The Philadelphia Inquirer reported the event in grand fashion, including all the speeches and names of the dignitaries in a full page story in its Saturday, 23 September 1871 edition:

OUR MARTYR PRESIDENT

PHILADELPHIA’S TRIBUTE TO HIS MEMORY

Unveiling of the Statue at the Park

IMMENSE OUTPOURING OF THE PEOPLE

Grand Success of the Undertaking

ORATION BY COL. WILLIAM McMICHAEL

Fine Display by the Military

BANQUET AT BELMONT MANSION

Who was There and What was Said

A DAY LONG TO BE REMEMBERED

The people of Philadelphia yesterday were awakened from the chronic condition of staidness, which is said to mark their existence, to a state of mind and action almost exceptional in their history.  The city has never been noted for her testimonials to the memory of the dead.  The old worthies who have made her history illustrious are not, as elsewhere, remembered to the resembling marble and fame upon a score of shafts.  The people of the present day, that is, the mass of people, know scarcely anything of the lives of the fathers of the Republic save what they have meagerly gleaned in their younger days by the chance study of some school history.  But now the energy of a number of our leading citizens has made it certain that this shall no longer be.  At least the deeds of the most illustrious character in recent history shall not be forgotten, and so there has been erected a splendid statue at the entrance of Philadelphia’s grandest pleasure ground, where all can see it and not soon forget.

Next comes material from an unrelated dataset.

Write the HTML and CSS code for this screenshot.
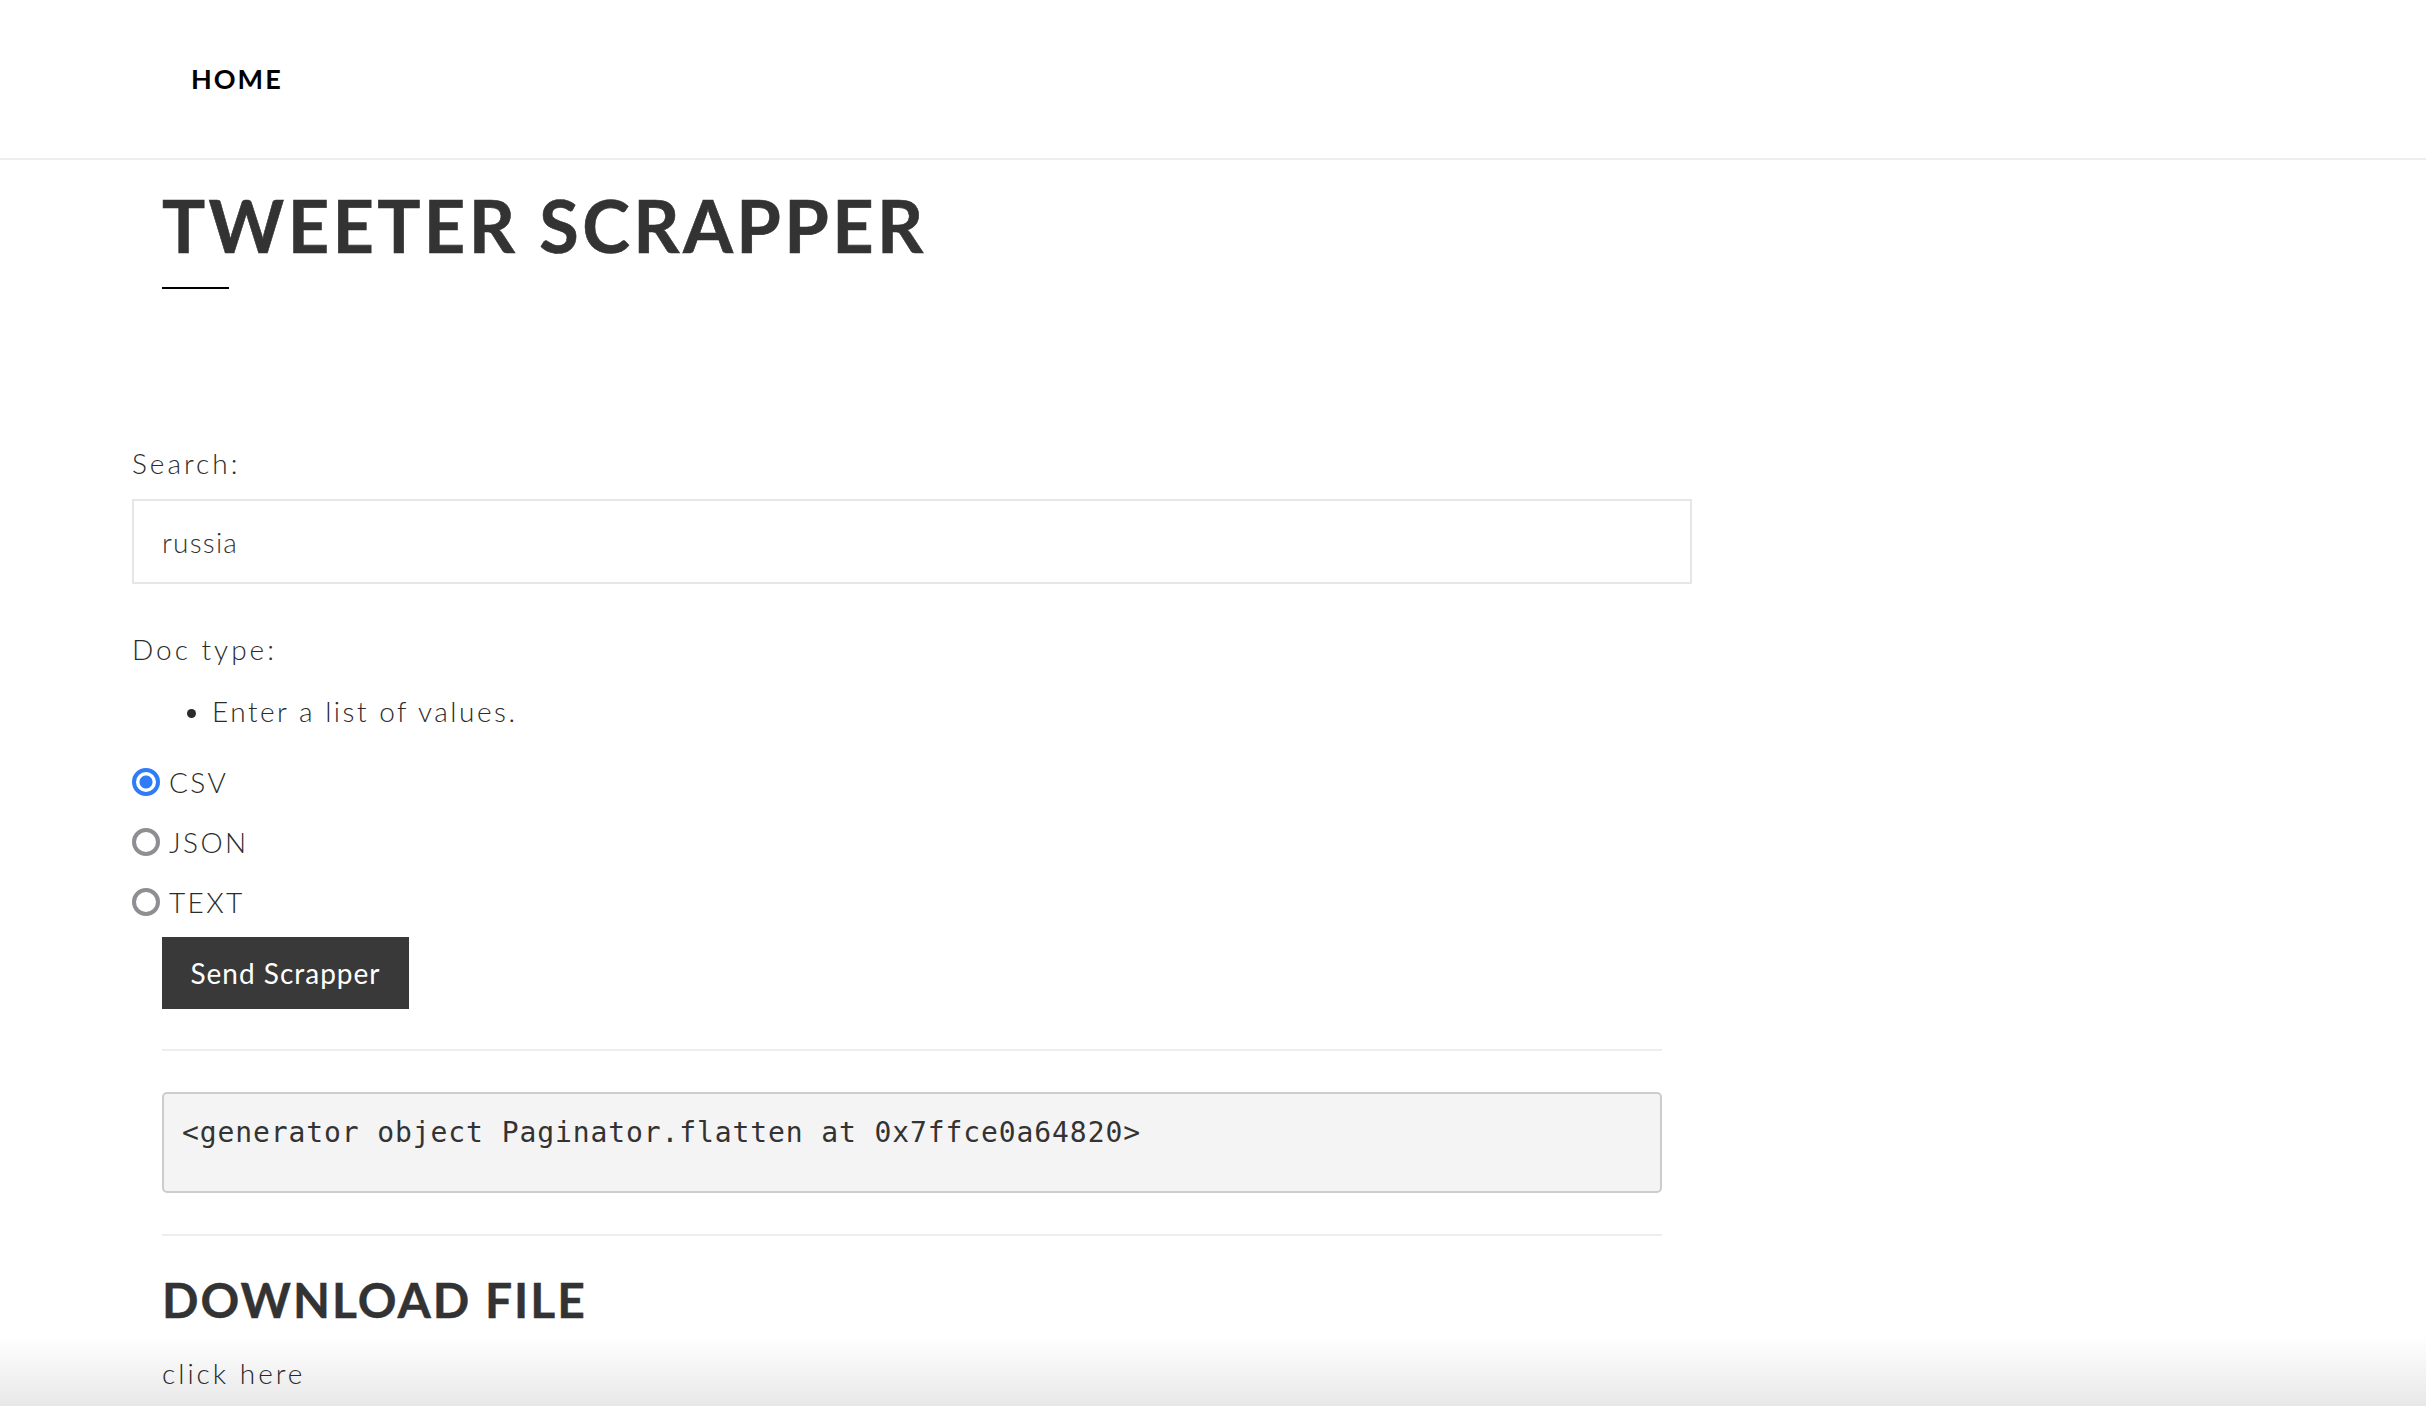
FILE: index.html
```html
<!DOCTYPE html>
<html lang="en">
<head>
<meta charset="utf-8">
<title>Tweeter Scrapper</title>
<link rel="stylesheet" href="styles.css">
</head>
<body>
<header class="topbar">
  <nav class="nav"><a class="nav-link" href="#">HOME</a></nav>
</header>
<main class="page">
  <section class="title-block">
    <h1 class="title">TWEETER SCRAPPER</h1>
    <div class="title-rule"></div>
  </section>
  <form class="form">
    <label class="field-label" for="search">Search:</label>
    <input class="text-input" id="search" type="text" value="russia">
    <div class="field-label doc-label">Doc type:</div>
    <ul class="help-list"><li>Enter a list of values.</li></ul>
    <div class="radios">
      <label class="radio-row"><input class="radio" type="radio" name="doc" checked><span>CSV</span></label>
      <label class="radio-row"><input class="radio" type="radio" name="doc"><span>JSON</span></label>
      <label class="radio-row"><input class="radio" type="radio" name="doc"><span>TEXT</span></label>
    </div>
    <button class="btn" type="button">Send Scrapper</button>
  </form>
  <section class="results">
    <hr class="rule">
    <pre class="output">&lt;generator object Paginator.flatten at 0x7ffce0a64820&gt;</pre>
    <hr class="rule">
    <h2 class="subtitle">DOWNLOAD FILE</h2>
    <a class="link" href="#">click here</a>
  </section>
</main>
<div class="bottom-shade"></div>
</body>
</html>
```
FILE: styles.css
```css
html, body {
  margin: 0;
  padding: 0;
  background: #fff;
}
body {
  font-family: "Lato", "Open Sans", sans-serif;
  font-weight: 300;
  color: #2b2b2b;
  font-size: 28px;
}
.topbar {
  height: 158px;
  border-bottom: 2px solid #eeeeee;
  display: flex;
  align-items: center;
}
.nav {
  padding-left: 191px;
  padding-bottom: 2px;
}
.nav-link {
  font-family: "Lato", sans-serif;
  font-weight: 700;
  font-size: 27px;
  letter-spacing: 2px;
  color: #000;
  text-decoration: none;
  line-height: 1;
}
.page {
  padding-left: 132px;
}
.title-block {
  padding-left: 30px;
  padding-top: 29px;
}
.title {
  margin: 0;
  font-family: "Lato", sans-serif;
  font-weight: 700;
  font-size: 72px;
  line-height: 1;
  letter-spacing: 3.4px;
  color: #333;
  -webkit-text-stroke: 0.6px #333;
}
.title-rule {
  margin-top: 26px;
  width: 67px;
  height: 2px;
  background: #000;
}
.form {
  display: flex;
  flex-direction: column;
  align-items: flex-start;
  padding-top: 153px;
}
.field-label {
  font-size: 28px;
  line-height: 42px;
  letter-spacing: 3px;
}
.text-input {
  margin-top: 15px;
  box-sizing: border-box;
  width: 1560px;
  height: 85px;
  border: 2px solid #e6e6e6;
  padding: 0 28px;
  font-family: "Lato", sans-serif;
  font-weight: 300;
  font-size: 28px;
  letter-spacing: 1.2px;
  color: #333;
  outline: none;
  background: #fff;
}
.doc-label {
  margin-top: 44px;
}
.help-list {
  margin: 20px 0 0 0;
  padding-left: 80px;
  font-size: 28px;
  line-height: 42px;
  letter-spacing: 2.5px;
}
.radios {
  margin-top: 30px;
  display: flex;
  flex-direction: column;
  gap: 20px;
}
.radio-row {
  height: 40px;
  display: flex;
  align-items: center;
  gap: 9px;
  font-size: 28px;
  letter-spacing: 2.4px;
}
.radio {
  -webkit-appearance: none;
  appearance: none;
  margin: 0;
  box-sizing: border-box;
  width: 28px;
  height: 28px;
  border-radius: 50%;
  border: 4px solid #8e8e93;
  background: #fff;
}
.radio:checked {
  border-color: #2f7cf6;
  background: radial-gradient(circle, #2f7cf6 0 6px, #fff 7px);
}
.btn {
  margin-top: 15px;
  margin-left: 30px;
  width: 247px;
  height: 72px;
  border: 0;
  border-radius: 0;
  padding: 0;
  background: #393939;
  color: #fff;
  font-family: "Lato", sans-serif;
  font-weight: 400;
  font-size: 28px;
  letter-spacing: 1px;
}
.results {
  padding-left: 30px;
  width: 1500px;
  padding-top: 40px;
}
.rule {
  margin: 0;
  border: 0;
  height: 2px;
  background: #eeeeee;
}
.output {
  margin: 41px 0;
  border: 2px solid #cccccc;
  border-radius: 5px;
  background: #f4f4f4;
  padding: 22px 18px 42px;
  font-family: "DejaVu Sans Mono", monospace;
  font-size: 28px;
  letter-spacing: 0.9px;
  color: #333;
  line-height: normal;
}
.subtitle {
  margin: 40px 0 0 0;
  font-family: "Lato", sans-serif;
  font-weight: 700;
  font-size: 48px;
  line-height: 1;
  letter-spacing: 2px;
  color: #333;
  -webkit-text-stroke: 0.4px #333;
}
.link {
  display: block;
  margin-top: 28px;
  font-size: 28px;
  line-height: 42px;
  letter-spacing: 3px;
  color: #2b2b2b;
  text-decoration: none;
}
.bottom-shade {
  position: fixed;
  left: 0;
  right: 0;
  bottom: 0;
  height: 70px;
  background: linear-gradient(to bottom, rgba(0,0,0,0), rgba(0,0,0,0.09));
  pointer-events: none;
}
```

As stated, the original location of the statue was on a traffic island in the middle of the east drive along the Schuylkill River – the present Kelly Drive.  The photograph below, from the Library of Congress, shows the original setting.

By 2001, heavy traffic and reconstruction of Kelly Drive were the reason that a decision was made to move the statue east of the road where it stands today (as shown in the picture at the top of this post).

Its present location is at the intersection of Kelly Drive and Sedgely Drive, Philadelphia.

In addition to the inscription, “To Abraham Lincoln – From a Grateful People,” which is found at the front base under the seated Lincoln, there are three other inscription plaques.  On the left side of the the base is the following:  “I do order and declare that all persons held as slaves within the states in rebellion are and hence-force shall be free.”

On the back of the base:  “Let us here highly resolve that the government of the people, by the people, and for the people, shall not perish from the earth.”

And on the right side of the base:  “With malice toward none, with charity toward all, with firmness in the right, as God gives us to see the right.  Let us finish the work we are in.”